His name at birth was Michael. His father, Martin Luther King Sr., a pastor at Atlanta’s famed Ebenezer Baptist Church, traveled to Germany and became so inspired by the teachings of Martin Luther, founder of the Lutheran Church, that he changed both his name and his 5-year-old son’s names to Martin.
He was such a gifted student that he skipped grades 9 and 12 and started college at age 15.
King’s “I Have A Dream” speech in front of the Lincoln Memorial was not his first time to speak there. Six years before that, he spoke there at the Prayer Pilgrimage for Freedom in 1957. His speech was very well received and put him at the forefront of the civil rights movement.
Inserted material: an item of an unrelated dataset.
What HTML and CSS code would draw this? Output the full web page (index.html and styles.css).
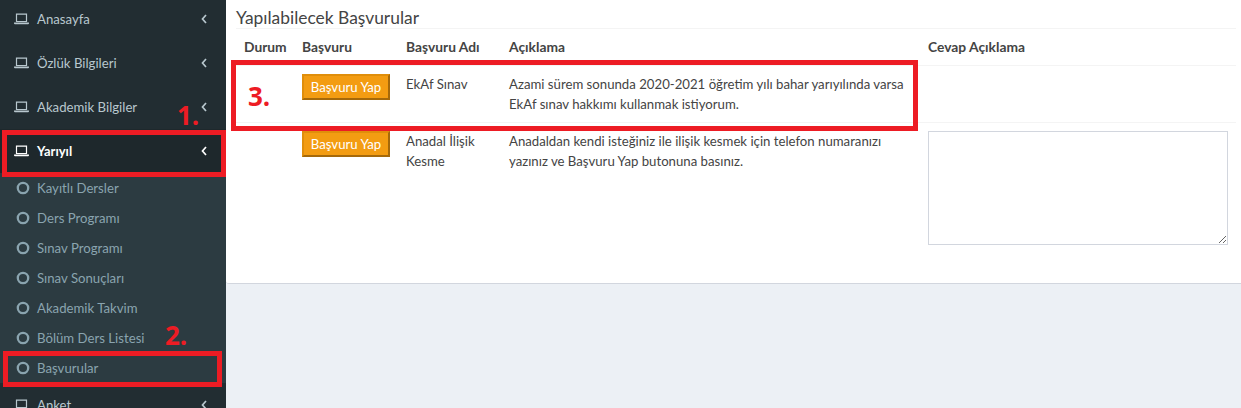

He was jailed 29 times with trumped up charges like going 30 in a 25-mile-per-hour zone.
He was nearly assassinated 10 years before his death. He was at a book signing in Harlem in 1958 when a woman came up to him and asked if he was Martin Luther King. He told he was and she said, “I’ve been looking for you for five years.” After which she plunged a seven-inch letter opener into his chest. After hours of delicate surgery to repair his aorta, surgeons told him that from the position of the letter opener if he had merely sneezed he would have died.
His mother died by gunshot too. On June 30, 1974, as 69-year-old Alberta Williams King played the organ at a Sunday service inside Ebenezer Baptist Church, Marcus Wayne Chenault Jr. rose from the front pew, drew two pistols and began to fire shots. One of the bullets struck and killed King, who died steps from where her son had preached nonviolence.
The day before Dr. King was assassinated, he gave a speech in Memphis, Tennessee, to offer support for sanitation workers who had received unfair treatment by their bosses. He told the crowd, “And I’ve seen the Promised Land. I may not get there with you. But I want you to know tonight, that we, as a people, will get to the Promised Land.” In the aftermath of his death, some people found the language he used to be an eerie indication that he knew his death was imminent.
Unfortunately some people are still not “hearing” him and getting the message all these years later, but hopefully his dream will come true one day soon.